If Raymond Felton rolls an ankle and the Knicks need Prigioni to play a lot of point guard with Jason Kidd as his shooting guard, could he win the NBA’s Rookie of the Year Award?
Probably not, though I caution you to expect the unexpected when it comes to the New York Knicks.
And as for the unexpected, we should all realize that each of the NBA’s annual end of season awards could be instantly impacted if and when there’s an unexpected roll of the ankle, tear of a muscle, or firing of a coach.
So without further ado, here are some dark horse candidates for the NBA’s annual end of season awards.
Most Improved Player
Evan Turner, Philadelphia 76ers
The Philadelphia 76ers, despite overachieving last year, came back this season without four of their top players from 2011-2012. Elton Brand (Dallas Mavericks), Jodie Meeks (L.A. Lakers), Lou Williams (Atlanta Hawks) and Andre Iguodala (Denver Nuggets) all have new homes. Turner may be the biggest beneficiary since he will have an opportunity to be the Sixers’ primary offensive wing option and should get a copious amount of easy looks thanks to defensive collapses on Andrew Bynum and playmaking by Jrue Holiday.
Entering his third season, it’s make or break time for Turner. My opinion? He has all of the tools to be a great offensive weapon in the NBA, he’s just lacked the opportunity… until now.
Sixth Man of the Year
Devin Harris, Atlanta Hawks
This is a real dark horse, mainly because it’s difficult to imagine a Sixth Man of the Year coming from a team that wins 30 games. But though Harris is coming off of a few mostly disappointing years, he’ll be Jeff Teague’s primary backup at the point guard spot. Though the Hawks have a few options at the shooting guard spot in Lou Williams, Kyle Korver, Deshawn Stevenson and Anthony Morrow, Harris will be the primary playmaker off the bench and he’ll have ample opportunity to score the ball. That’s probably the role that fits him best.

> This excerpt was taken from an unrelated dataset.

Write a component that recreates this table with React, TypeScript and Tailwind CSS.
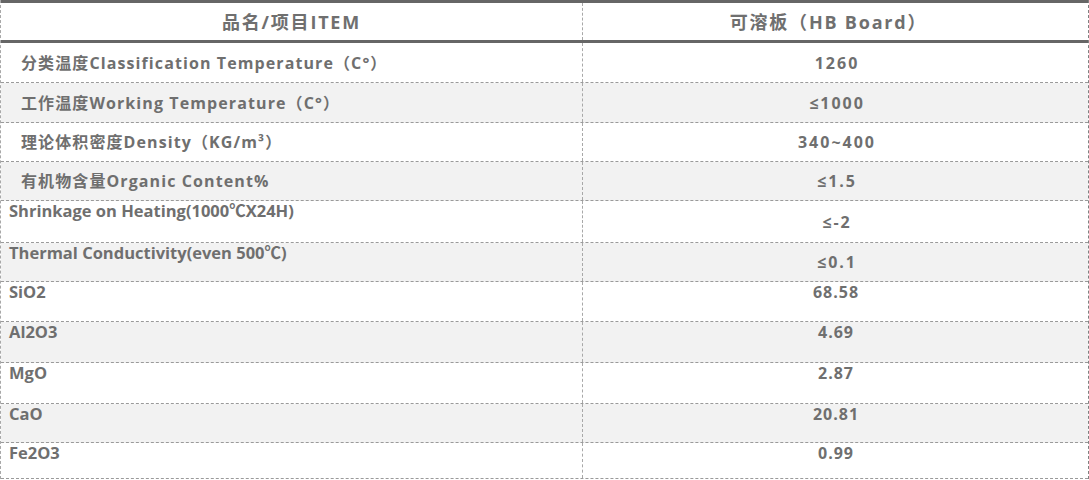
import React from "react";

type Row = {
  left: string;
  right: string;
  h: number;
  gray: boolean;
  kind: "a" | "b" | "c";
};

const rows: Row[] = [
  { left: "分类温度Classification Temperature（C°）", right: "1260", h: 40, gray: false, kind: "a" },
  { left: "工作温度Working Temperature（C°）", right: "≤1000", h: 40, gray: true, kind: "a" },
  { left: "理论体积密度Density（KG/m³）", right: "340~400", h: 39, gray: false, kind: "a" },
  { left: "有机物含量Organic Content%", right: "≤1.5", h: 39, gray: true, kind: "a" },
  { left: "Shrinkage on Heating(1000℃X24H)", right: "≤-2", h: 42, gray: false, kind: "b" },
  { left: "Thermal Conductivity(even 500℃)", right: "≤0.1", h: 39, gray: true, kind: "b" },
  { left: "SiO2", right: "68.58", h: 40, gray: false, kind: "c" },
  { left: "Al2O3", right: "4.69", h: 41, gray: true, kind: "c" },
  { left: "MgO", right: "2.87", h: 41, gray: false, kind: "c" },
  { left: "CaO", right: "20.81", h: 39, gray: true, kind: "c" },
  { left: "Fe2O3", right: "0.99", h: 36, gray: false, kind: "c" },
];

const font = { fontFamily: '"Open Sans", "Noto Sans CJK SC", sans-serif' };

export default function App() {
  return (
    <div className="w-[1089px] h-[480px] bg-white overflow-hidden text-[#6f6f6f] font-bold" style={font}>
      <div className="border-l border-r border-dashed border-l-[#a8a8a8] border-r-[#808080] w-[1089px]">
        {/* header */}
        <div className="grid grid-cols-[582px_1fr] h-[43px] border-t-[3px] border-b-[3px] border-solid border-[#666666] box-border">
          <div className="flex items-center justify-center border-r border-dashed border-r-[#a8a8a8] text-[18px] tracking-[1.8px] pt-[1px]">
            品名/项目ITEM
          </div>
          <div className="flex items-center justify-center text-[18px] tracking-[1.8px] pr-[14px] pt-[1px]">
            可溶板（HB Board）
          </div>
        </div>
        {rows.map((r, i) => (
          <div
            key={i}
            className={`grid grid-cols-[582px_1fr] box-border border-b border-dashed border-b-[#9a9a9a] ${r.gray ? "bg-[#f2f2f2]" : "bg-white"}`}
            style={{ height: r.h }}
          >
            {r.kind === "a" ? (
              <div className="flex items-center pl-[20px] border-r border-dashed border-r-[#a8a8a8] text-[16px] tracking-[1.1px]">
                {r.left}
              </div>
            ) : (
              <div className="flex items-start pl-[8px] border-r border-dashed border-r-[#a8a8a8] text-[16.5px] leading-[20px]">
                {r.left}
              </div>
            )}
            {r.kind === "c" ? (
              <div className="flex items-start justify-center pl-[1px] text-[16px] tracking-[1px] leading-[20px]">
                {r.right}
              </div>
            ) : (
              <div className="flex items-center justify-center pl-[3px] text-[16px] tracking-[2px]">
                {r.right}
              </div>
            )}
          </div>
        ))}
      </div>
    </div>
  );
}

For what it’s worth, Harris is still just 29 years old and is entering the final year of his contract. This season, he’ll be trying to earn one last contract on a team that will need him to score off the bench. I’d say he’ll have a shot if the Hawks manage to sneak into the seventh of eight spot in the Eastern Conference playoffs.
Rookie of the Year
Damian Lillard, Portland Trail Blazers
Though big things are expected of Lillard, it seems that anyone not named Anthony Davis should be considered a dark horse for the Rookie of the Year award. Long story short with Lillard is that he’s exactly what the Trail Blazers need from their point guard. He’s young, athletic and can create opportunities for his teammates. Even more, the Trail Blazers will have a guy who can help them play faster and help Nicolas Batum, Wesley Matthews and LaMarcus Aldridge get out in transition and be a more effective run-and-gun team.

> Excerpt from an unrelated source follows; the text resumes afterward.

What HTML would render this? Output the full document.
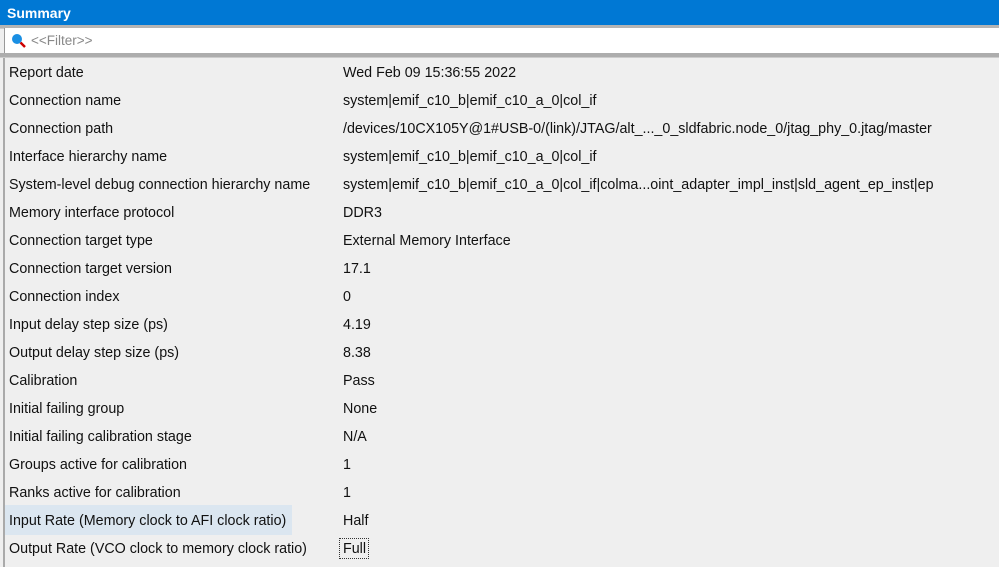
<!DOCTYPE html>
<html><head><style>
body{margin:0;width:999px;height:567px;overflow:hidden;background:#efefef;font-family:"Liberation Sans",sans-serif;font-size:14.3px;color:#111;position:relative}
.hd{position:absolute;left:0;top:0;width:999px;height:25px;background:#0078d4;color:#fff;font-weight:bold;font-size:14px;line-height:26px;padding-left:7px;box-sizing:border-box}
.l1{position:absolute;left:0;top:25px;width:999px;height:3px;background:#b4b4b4;border-bottom:1px solid #ccc}
.f{position:absolute;left:4px;top:28px;width:995px;height:25px;background:#fff;border-left:1px solid #999}
.f span{position:absolute;left:26px;top:5px;color:#888;font-size:13.5px}
.l2{position:absolute;left:0;top:53px;width:999px;height:4px;background:#adadad;border-bottom:1px solid #ccc}
.lb{position:absolute;left:3px;top:58px;width:2px;height:509px;background:#aaa}
.r{position:absolute;height:20px;line-height:20px;white-space:nowrap}
.v{left:343px}
.hl{position:absolute;left:5px;top:505px;width:287px;height:30px;background:#dbe6f0}
.fx{position:absolute;left:339px;top:538px;width:30px;height:21px;border:1px dotted #333;box-sizing:border-box}
</style></head><body>
<div class="hd">Summary</div><div class="l1"></div>
<div class="f"><svg style="position:absolute;left:6px;top:5px" width="16" height="16"><circle cx="6" cy="6" r="5" fill="#1a8fe3"/><line x1="9.5" y1="9.5" x2="14" y2="14" stroke="#c00" stroke-width="2.5"/></svg><span>&lt;&lt;Filter&gt;&gt;</span></div>
<div class="l2"></div><div class="lb"></div>
<div class="hl"></div><div class="fx"></div>
<div class="r" style="left:9px;top:63px">Report date</div><div class="r v" style="top:63px">Wed Feb 09 15:36:55 2022</div>
<div class="r" style="left:9px;top:91px">Connection name</div><div class="r v" style="top:91px">system|emif_c10_b|emif_c10_a_0|col_if</div>
<div class="r" style="left:9px;top:119px">Connection path</div><div class="r v" style="top:119px">/devices/10CX105Y@1#USB-0/(link)/JTAG/alt_..._0_sldfabric.node_0/jtag_phy_0.jtag/master</div>
<div class="r" style="left:9px;top:147px">Interface hierarchy name</div><div class="r v" style="top:147px">system|emif_c10_b|emif_c10_a_0|col_if</div>
<div class="r" style="left:9px;top:175px">System-level debug connection hierarchy name</div><div class="r v" style="top:175px">system|emif_c10_b|emif_c10_a_0|col_if|colma...oint_adapter_impl_inst|sld_agent_ep_inst|ep</div>
<div class="r" style="left:9px;top:203px">Memory interface protocol</div><div class="r v" style="top:203px">DDR3</div>
<div class="r" style="left:9px;top:231px">Connection target type</div><div class="r v" style="top:231px">External Memory Interface</div>
<div class="r" style="left:9px;top:259px">Connection target version</div><div class="r v" style="top:259px">17.1</div>
<div class="r" style="left:9px;top:287px">Connection index</div><div class="r v" style="top:287px">0</div>
<div class="r" style="left:9px;top:315px">Input delay step size (ps)</div><div class="r v" style="top:315px">4.19</div>
<div class="r" style="left:9px;top:343px">Output delay step size (ps)</div><div class="r v" style="top:343px">8.38</div>
<div class="r" style="left:9px;top:371px">Calibration</div><div class="r v" style="top:371px">Pass</div>
<div class="r" style="left:9px;top:399px">Initial failing group</div><div class="r v" style="top:399px">None</div>
<div class="r" style="left:9px;top:427px">Initial failing calibration stage</div><div class="r v" style="top:427px">N/A</div>
<div class="r" style="left:9px;top:455px">Groups active for calibration</div><div class="r v" style="top:455px">1</div>
<div class="r" style="left:9px;top:483px">Ranks active for calibration</div><div class="r v" style="top:483px">1</div>
<div class="r" style="left:9px;top:511px">Input Rate (Memory clock to AFI clock ratio)</div><div class="r v" style="top:511px">Half</div>
<div class="r" style="left:9px;top:539px">Output Rate (VCO clock to memory clock ratio)</div><div class="r v" style="top:539px">Full</div>
</body></html>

Defensive Player of the Year
Andre Iguodala, Denver Nuggets
It’s difficult to anoint any member of the Denver Nuggets as someone who will actually play some defense, but here’s the thing about Iguodala: that’s what he’s best at. For years, he’s been miscast as a go-to scorer and offensive facilitator in Philadelphia. Now that he’s in Denver, Ty Lawson, Danilo Gallinari, Wilson Chandler and JaVale McGee will focus on scoring the ball.
Iggy, on the offensive end, will simply get his when it’s there. As for the defensive end? He’ll routinely pull the opposing team’s best offensive wing and with his size and agility, he can cover all three perimeter positions. If the Nuggets win 45 games and Iguodala averages anywhere near the 1.8 steals per-game he has for his career in the NBA’s Western Conference, he’ll have a shot to win this award.